With all the talent backing Monsters vs. Aliens, it’s tremendously disappointing — and perhaps a little incomprehensible — that the movie itself is so dismissible. Though the 3D effects are undoubtedly amazing, what could have been the beginning of another DreamWorks franchise is cut short because of flimsy, unmemorable writing and a boringly obvious narrative arc.

When saccharine California girl Susan Murphy (Witherspoon) is struck by a meteorite on her wedding day, she is transformed into Ginormica, a 50-foot woman with super strength. The government immediately intervenes, whisking her away to a secret location that has been covering up the existence of monsters since the 1950s. There, Murphy meets Dr. Cockroach (Laurie), a mad scientist whose experiments turned him into the unstomp-able insect; Link (Arnett), the notorious missing link; and B.O.B. (Rogen), an indestructible blue blob.

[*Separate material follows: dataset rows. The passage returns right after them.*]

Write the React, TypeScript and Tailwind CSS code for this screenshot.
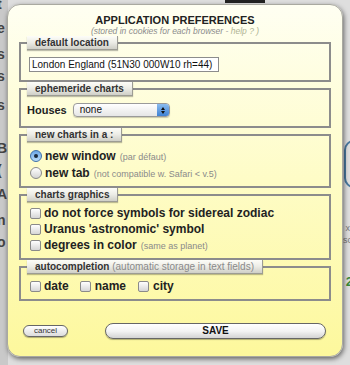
import React from 'react';

const FONT = { fontFamily: '"Liberation Sans", Arial, sans-serif' };

function Legend({ children }: { children: React.ReactNode }) {
  return (
    <legend className="h-[14px] px-[8px] text-[10px] font-bold leading-[14px] text-[#333] bg-gradient-to-b from-[#fdfdf8] via-[#ecece6] to-[#cfcfc7] border-b border-r border-[#9c9c94] shadow-[0_1px_1px_rgba(0,0,0,0.25)]">
      {children}
    </legend>
  );
}

function Radio({ checked }: { checked?: boolean }) {
  if (checked) {
    return (
      <span className="flex h-[12px] w-[12px] shrink-0 items-center justify-center rounded-full border border-[#3d6fa8] bg-gradient-to-b from-[#6aa6e6] to-[#b9dcf8]">
        <span className="h-[4px] w-[4px] rounded-full bg-[#1b2a3a]" />
      </span>
    );
  }
  return (
    <span className="h-[12px] w-[12px] shrink-0 rounded-full border border-[#8a8a8a] bg-gradient-to-b from-[#ffffff] to-[#d4d4d4]" />
  );
}

function Checkbox() {
  return (
    <span className="inline-block h-[11px] w-[11px] shrink-0 rounded-[2px] border border-[#8a8a8a] bg-gradient-to-b from-[#ffffff] to-[#d6d6d6]" />
  );
}

function Note({ children }: { children: React.ReactNode }) {
  return <span className="ml-[4px] text-[9px] font-normal text-[#8a8a8a]">{children}</span>;
}

export default function App() {
  const leftLetters = ['t', 'e', 's', 's', 's', 'B', '(', 'A', 'n', 'o'];
  const leftTops = [-6, 18, 44, 66, 95, 138, 160, 184, 210, 232];

  return (
    <div className="relative h-[365px] w-[350px] overflow-hidden bg-[#dedede]" style={FONT}>
      {/* underlying page, partly visible */}
      <div className="absolute left-0 top-0 h-[365px] w-[8px] bg-[#c9c9c9]" />
      {leftLetters.map((l, i) => (
        <span
          key={i}
          className="absolute left-[-3px] text-[14px] font-bold text-[#444]"
          style={{ top: leftTops[i] }}
        >
          {l}
        </span>
      ))}
      <div className="absolute left-[225px] top-0 h-[3px] w-[40px] bg-[#222]" />
      <div className="absolute right-[-14px] top-[140px] h-[48px] w-[20px] rounded-full border-2 border-[#4a7aa0]" />
      <span className="absolute right-[0px] top-[222px] text-[9px] text-[#777]">x</span>
      <span className="absolute right-[-2px] top-[234px] text-[9px] text-[#777]">sc</span>
      <span className="absolute right-[-3px] top-[272px] text-[13px] font-bold text-[#3a8a3a]">2</span>

      {/* dialog */}
      <div className="absolute left-[7px] top-[4px] flex h-[353px] w-[336px] flex-col rounded-[13px] border border-[#a9a9a0] bg-gradient-to-b from-[#fffff2] via-[#fefcc6] to-[#fdf89c] px-[11px] pt-[9px] shadow-[1px_2px_5px_rgba(0,0,0,0.55)]">
        <div className="text-center text-[11px] font-bold leading-[13px] text-[#222]">APPLICATION PREFERENCES</div>
        <div className="-mt-[1px] text-center text-[8.5px] italic leading-[10px] text-[#8c8c8c]">
          (stored in cookies for each browser - <span className="text-[#b0b494]">help ? )</span>
        </div>

        <fieldset className="border-2 border-[#8c8c8c] pl-[6px] pr-[8px] pb-[8px] pt-[7px]">
          <Legend>default location</Legend>
          <div className="ml-[2px] h-[15px] w-[190px] border border-[#8c8c8c] bg-white px-[2px] text-[10px] leading-[13px] text-[#111]">
            London England (51N30 000W10 rh=44)
          </div>
        </fieldset>

        <fieldset className="border-2 border-[#8c8c8c] pl-[6px] pr-[8px] pb-[8px] pt-[6px]">
          <Legend>ephemeride charts</Legend>
          <div className="flex h-[16px] items-center gap-[6px]">
            <span className="text-[11px] font-bold text-[#222]">Houses</span>
            <div className="flex h-[14px] w-[97px] items-center rounded-[4px] border border-[#9a9a9a] bg-gradient-to-b from-white to-[#e6e6e6] shadow-[0_1px_1px_rgba(0,0,0,0.2)]">
              <span className="flex-1 pl-[6px] text-[10px] leading-[12px] text-[#111]">none</span>
              <span className="flex h-full w-[12px] flex-col items-center justify-center gap-[1px] rounded-r-[3px] bg-gradient-to-b from-[#8bbcee] to-[#3f82d4]">
                <span className="h-0 w-0 border-x-[2.5px] border-b-[3px] border-x-transparent border-b-[#111]" />
                <span className="h-0 w-0 border-x-[2.5px] border-t-[3px] border-x-transparent border-t-[#111]" />
              </span>
            </div>
          </div>
        </fieldset>

        <fieldset className="border-2 border-[#8c8c8c] pl-[6px] pr-[8px] pb-[5px] pt-[5px]">
          <Legend>new charts in a :</Legend>
          <div className="ml-[3px] flex h-[17px] items-center gap-[3px] text-[12px] font-bold text-[#222]">
            <Radio checked />
            <span>new window<Note>(par défaut)</Note></span>
          </div>
          <div className="ml-[3px] flex h-[17px] items-center gap-[3px] text-[12px] font-bold text-[#222]">
            <Radio />
            <span>new tab<Note>(not compatible w. Safari &lt; v.5)</Note></span>
          </div>
        </fieldset>

        <fieldset className="border-2 border-[#8c8c8c] pl-[6px] pr-[8px] pb-[5px] pt-[3px]">
          <Legend>charts graphics</Legend>
          <div className="ml-[3px] flex h-[16px] items-center gap-[3px] text-[12px] font-bold text-[#222]">
            <Checkbox />
            <span>do not force symbols for sidereal zodiac</span>
          </div>
          <div className="ml-[3px] flex h-[16px] items-center gap-[3px] text-[12px] font-bold text-[#222]">
            <Checkbox />
            <span>Uranus 'astronomic' symbol</span>
          </div>
          <div className="ml-[3px] flex h-[16px] items-center gap-[3px] text-[12px] font-bold text-[#222]">
            <Checkbox />
            <span>degrees in color<Note>(same as planet)</Note></span>
          </div>
        </fieldset>

        <fieldset className="border-2 border-[#8c8c8c] pl-[6px] pr-[8px] pb-[5px] pt-[4px]">
          <Legend>
            autocompletion<span className="font-normal text-[#8a8a8a]"> (automatic storage in text fields)</span>
          </Legend>
          <div className="ml-[3px] flex h-[16px] items-center text-[12px] font-bold text-[#222]">
            <Checkbox />
            <span className="ml-[3px]">date</span>
            <span className="ml-[11px] flex"><Checkbox /></span>
            <span className="ml-[4px]">name</span>
            <span className="ml-[12px] flex"><Checkbox /></span>
            <span className="ml-[4px]">city</span>
          </div>
        </fieldset>

        <div className="mt-[22px] flex items-center justify-between pl-[4px] pr-[5px]">
          <button className="h-[12px] w-[45px] rounded-full border border-[#666] bg-gradient-to-b from-white to-[#dcdcdc] text-[8px] leading-[10px] text-[#333] shadow-[0_1px_1px_rgba(0,0,0,0.3)]">
            cancel
          </button>
          <button className="h-[16px] w-[221px] rounded-full border border-[#666] bg-gradient-to-b from-white via-[#f4f4f4] to-[#d4d4d4] text-[10px] font-bold leading-[14px] text-[#111] shadow-[0_1px_1px_rgba(0,0,0,0.3)]">
            SAVE
          </button>
        </div>
      </div>
    </div>
  );
}
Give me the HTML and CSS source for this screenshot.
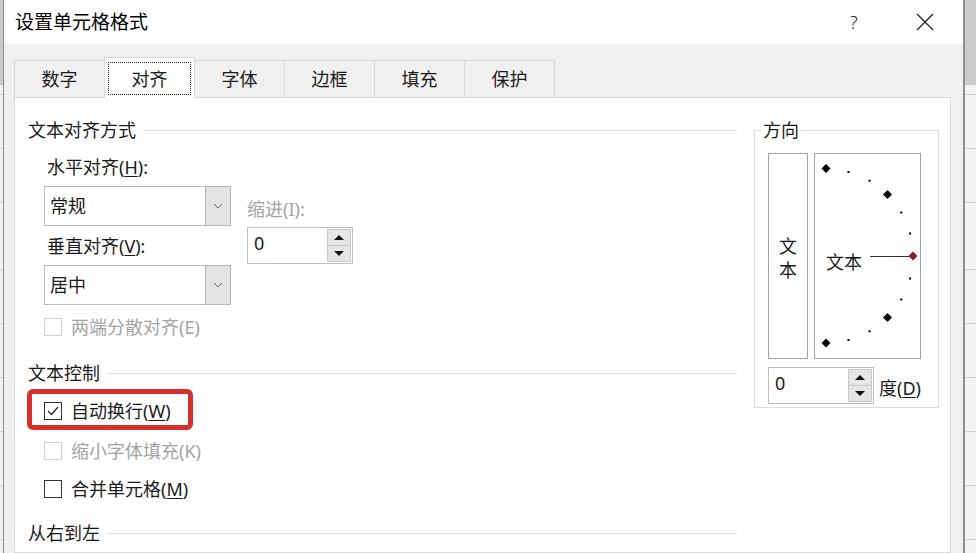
FILE: index.html
```html
<!DOCTYPE html>
<html>
<head lang="zh">
    <meta charset="UTF-8">
    <title>设置单元格格式</title>
    <link rel="stylesheet" href="styles.css">
</head>
<body>
<div class="sheet sheet_left"></div>
<div class="dialog">
    <div class="titlebar">
        <span class="title">设置单元格格式</span>
        <span class="help">?</span>
        <span class="close">
            <svg width="18" height="18" viewBox="0 0 18 18"><path d="M1 1L17 17M17 1L1 17" stroke="#222" stroke-width="1.3" fill="none"/></svg>
        </span>
    </div>

    <ul class="tabs">
        <li>数字</li>
        <li class="active"><span>对齐</span></li>
        <li>字体</li>
        <li>边框</li>
        <li>填充</li>
        <li>保护</li>
    </ul>

    <div class="panel">
        <div class="main">
            <div class="group_title">文本对齐方式</div>
            <div class="align">
                <div class="align_left">
                    <div class="label">水平对齐(<u>H</u>):</div>
                    <div class="select"><span>常规</span><i class="drop"><svg width="10" height="6" viewBox="0 0 10 6"><path d="M1 1L5 5L9 1" stroke="#666" fill="none"/></svg></i></div>
                    <div class="label">垂直对齐(<u>V</u>):</div>
                    <div class="select"><span>居中</span><i class="drop"><svg width="10" height="6" viewBox="0 0 10 6"><path d="M1 1L5 5L9 1" stroke="#666" fill="none"/></svg></i></div>
                </div>
                <div class="indent">
                    <div class="label disabled">缩进(I):</div>
                    <div class="spin">
                        <span>0</span>
                        <div class="spin_btn"><b class="up"></b><b class="down"></b></div>
                    </div>
                </div>
            </div>
            <div class="check disabled first"><i class="box"></i>两端分散对齐(E)</div>

            <div class="group_title">文本控制</div>
            <div class="check marked">
                <i class="box"><svg width="16" height="16" viewBox="0 0 16 16"><path d="M3 8L6.5 11.5L13 4" stroke="#222" stroke-width="1.2" fill="none"/></svg></i>自动换行(<u>W</u>)
            </div>
            <div class="check disabled"><i class="box"></i>缩小字体填充(K)</div>
            <div class="check last"><i class="box"></i>合并单元格(<u>M</u>)</div>

            <div class="group_title">从右到左</div>
        </div>

        <fieldset class="direction">
            <legend>方向</legend>
            <div class="orient">
                <div class="vertical_text"><span>文</span><span>本</span></div>
                <div class="arc">
                    <svg width="105" height="204" viewBox="0 0 105 204">
                        <g fill="#000">
                            <path d="M11 10L15.5 14.5L11 19L6.5 14.5Z"/>
                            <path d="M72.5 36L77 40.5L72.5 45L68 40.5Z"/>
                            <path d="M72.5 159L77 163.5L72.5 168L68 163.5Z"/>
                            <path d="M11 184.5L15.5 189L11 193.5L6.5 189Z"/>
                            <rect x="32.5" y="17" width="2" height="2"/>
                            <rect x="53.5" y="25.7" width="2" height="2"/>
                            <rect x="85.3" y="57.5" width="2" height="2"/>
                            <rect x="94" y="78.5" width="2" height="2"/>
                            <rect x="94" y="123.5" width="2" height="2"/>
                            <rect x="85.3" y="144.5" width="2" height="2"/>
                            <rect x="53.5" y="176.3" width="2" height="2"/>
                            <rect x="32.5" y="185" width="2" height="2"/>
                        </g>
                        <line x1="55" y1="102.5" x2="95" y2="102.5" stroke="#333" stroke-width="1"/>
                        <path d="M98 97.5L102.5 102L98 106.5L93.5 102Z" fill="#8b1e22"/>
                        <text x="11" y="115" class="arc_text">文本</text>
                    </svg>
                </div>
            </div>
            <div class="degree">
                <div class="spin">
                    <span>0</span>
                    <div class="spin_btn"><b class="up"></b><b class="down"></b></div>
                </div>
                <span class="degree_label">度(<u>D</u>)</span>
            </div>
        </fieldset>
    </div>
</div>
<div class="sheet sheet_right"></div>
</body>
</html>
```

FILE: styles.css
```css
*{margin: 0; padding: 0; box-sizing: border-box}
ul{list-style: none}

body{
    width: 976px;
    height: 553px;
    overflow: hidden;
    display: flex;
    background: #f2f2f2;
    font-family: "Noto Sans", "Noto Sans CJK SC", sans-serif;
    font-size: 18px;
    line-height: 24px;
    color: #1a1a1a;
}
u{text-decoration: underline; text-underline-offset: 2px}

/* 背后的表格 */
.sheet{
    background:
        linear-gradient(#cbcbcb 0, #cbcbcb 85px, transparent 85px),
        repeating-linear-gradient(#f3f3f3 0, #f3f3f3 53px, #cfcfcf 53px, #cfcfcf 54px);
    background-position: 0 0, 0 216px;
}
.sheet_left{
    width: 4px;
    border-right: 1px solid #8a8a8a;
}
.sheet_right{
    flex: 1;
    border-left: 2px solid #8f8f8f;
}

.dialog{
    width: 959px;
    background: #f0f0f0;
    display: flex;
    flex-direction: column;
}

.titlebar{
    height: 44px;
    flex-shrink: 0;
    background: #ffffff;
    display: flex;
    align-items: center;
    padding-left: 11px;
}
.title{
    font-size: 19px;
    color: #000;
    flex: 1;
}
.help{
    font-size: 18px;
    color: #222;
    width: 20px;
    margin-right: 46px;
    font-weight: 300;
}
.close{
    display: flex;
    margin-right: 29px;
}

/* 选项卡 */
.tabs{
    display: flex;
    align-items: flex-end;
    height: 40px;
    margin-top: 13px;
    padding-left: 10px;
    flex-shrink: 0;
}
.tabs li{
    width: 91px;
    height: 37px;
    border: 1px solid #d9d9d9;
    border-bottom: none;
    margin-right: -1px;
    display: flex;
    align-items: center;
    justify-content: center;
    background: #f0f0f0;
}
.tabs li.active{
    height: 41px;
    margin-bottom: -1px;
    background: #ffffff;
    position: relative;
    z-index: 1;
    padding: 4px 3px 3px;
}
.tabs li.active span{
    width: 100%;
    height: 100%;
    border: 1px dotted #222;
    display: flex;
    align-items: center;
    justify-content: center;
}

.panel{
    flex: 1;
    margin-left: 10px;
    width: 937px;
    background: #ffffff;
    border: 1px solid #d9d9d9;
    display: flex;
    align-items: flex-start;
    padding: 20px 0 0 13px;
}

.main{
    width: 709px;
}
.group_title{
    display: flex;
    align-items: center;
}
.group_title::after{
    content: "";
    flex: 1;
    border-top: 1px solid #dcdcdc;
    margin-left: 7px;
    margin-top: 1px;
}

.align{
    display: flex;
    padding-left: 16px;
    margin-top: 13px;
}
.align_left{
    width: 187px;
}
.label{
    padding-left: 3px;
}
.select{
    height: 40px;
    border: 1px solid #bdbdbd;
    display: flex;
    align-items: center;
    margin: 7px 0 8px;
}
.select:last-child{
    margin-bottom: 0;
}
.select span{
    flex: 1;
    padding-left: 5px;
}
.drop{
    width: 26px;
    height: 40px;
    margin: -1px -1px -1px 0;
    background: #e3e3e3;
    border: 1px solid #b5b5b5;
    display: flex;
    align-items: center;
    justify-content: center;
}

.indent{
    margin-left: 16px;
    padding-top: 42px;
}
.indent .label{
    padding-left: 0;
    margin-bottom: 6px;
}
.disabled{
    color: #a3a3a3;
}

.spin{
    width: 106px;
    height: 37px;
    border: 1px solid #c0c0c0;
    display: flex;
    padding-left: 6px;
}
.spin span{
    flex: 1;
    padding-top: 3px;
}
.spin_btn{
    width: 25px;
    display: flex;
    flex-direction: column;
    padding: 1px 1px 1px 0;
}
.spin_btn b{
    flex: 1;
    background: #e5e5e5;
    border: 1px solid #c9c9c9;
    display: flex;
    align-items: center;
    justify-content: center;
}
.spin_btn b + b{
    border-top: none;
}
.spin_btn b::before{
    content: "";
    border-left: 5px solid transparent;
    border-right: 5px solid transparent;
}
.spin_btn .up::before{
    border-bottom: 5px solid #111;
}
.spin_btn .down::before{
    border-top: 5px solid #111;
}

.check{
    display: flex;
    align-items: center;
    padding-left: 16px;
    margin-top: 14px;
    margin-bottom: 16px;
    position: relative;
}
.check.first{
    margin-top: 10px;
    margin-bottom: 22px;
}
.check .box{
    width: 18px;
    height: 18px;
    border: 1px solid #333;
    margin-right: 9px;
    display: flex;
    align-items: center;
    justify-content: center;
}
.check.disabled .box{
    border-color: #d0d0d0;
}
/* 红色标注框 */
.check.marked::before{
    content: "";
    box-sizing: border-box;
    position: absolute;
    left: -1px;
    top: -10px;
    width: 166px;
    height: 41px;
    border: 5px solid #d5312b;
    border-radius: 6px;
}
.check.last{
    margin-top: -2px;
    margin-bottom: 20px;
}

/* 方向 */
.direction{
    margin-left: 17px;
    width: 185px;
    height: 290px;
    border: 1px solid #dcdcdc;
    padding: 0 16px 0 13px;
    min-width: 0;
}
.direction legend{
    padding: 0 2px;
    margin-left: -7px;
    line-height: 24px;
}
.orient{
    display: flex;
    margin-top: 11px;
}
.vertical_text{
    width: 40px;
    height: 206px;
    border: 1px solid #a3a3a3;
    display: flex;
    flex-direction: column;
    align-items: center;
    justify-content: center;
    padding-top: 3px;
}
.arc{
    width: 107px;
    height: 206px;
    margin-left: 6px;
    border: 1px solid #a3a3a3;
}
.arc svg{
    display: block;
}
.arc_text{
    font-family: "Noto Sans CJK SC", sans-serif;
    font-size: 18px;
    fill: #1a1a1a;
}
.degree{
    display: flex;
    align-items: center;
    margin-top: 8px;
}
.degree_label{
    margin-left: 5px;
    padding-top: 4px;
}
```
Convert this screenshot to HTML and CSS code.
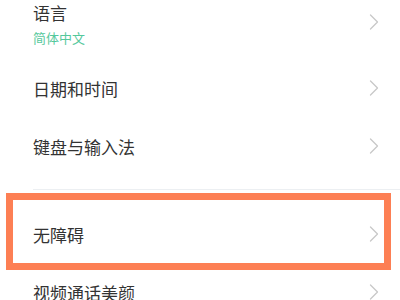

But when the alien Gallaxhar (Wilson) attacks, the government turns to the monsters it has hidden away to save Earth’s people. What follows is an overdone tale of self-discovery and self-esteem, told through the lens of some jokes that may or may not be funny, depending on your maturity level. Yes, Monsters vs. Aliens is a kids film, so I can let the snot jokes slide, but the parent-targeted humor-via-innuendoes is at times inappropriate — for example, offering a snapshot of an overaggressive teenage girl trying to get her reluctant boyfriend to make out with her in a parked car. Though there are some comedic moments that really shine (such as when Colbert’s President Hathaway attempts to make first contact with an alien spaceship by playing the notes made famous by Close Encounters of the Third Kind), there simply aren’t enough of them to propel this film to a Shrek-like family-classic status.

Despite its narrative shortcomings, Monsters vs. Aliens is saved from banishment to the ghetto of Open Season or Bee Movie purely because of its visual prowess. As spaceships whiz by, meteorites fall from space, and buildings are blown apart, it’s hard not to mentally regress into a super excited, wide-eyed 6-year-old (this distraction works in the film’s favor, as many of its flaws become less obvious because you’re too busy watching a dude play paddle ball in your face). With the best use of 3D technology of any film from the recent resurgence, Monsters vs. Aliens is sure to go in history as the Typhoid Mary that will turn all subsequent computer animated films into three-dimensional epics.

Though it’s debatable whether this industrywide shift will be a good thing, the fact that Monsters vs. Aliens would be intolerable save for the 3D aspect is not. Monsters vs. Aliens is fine for kids, but it simply does not provide enough meaty narrative layers to interest anyone over the age of 10.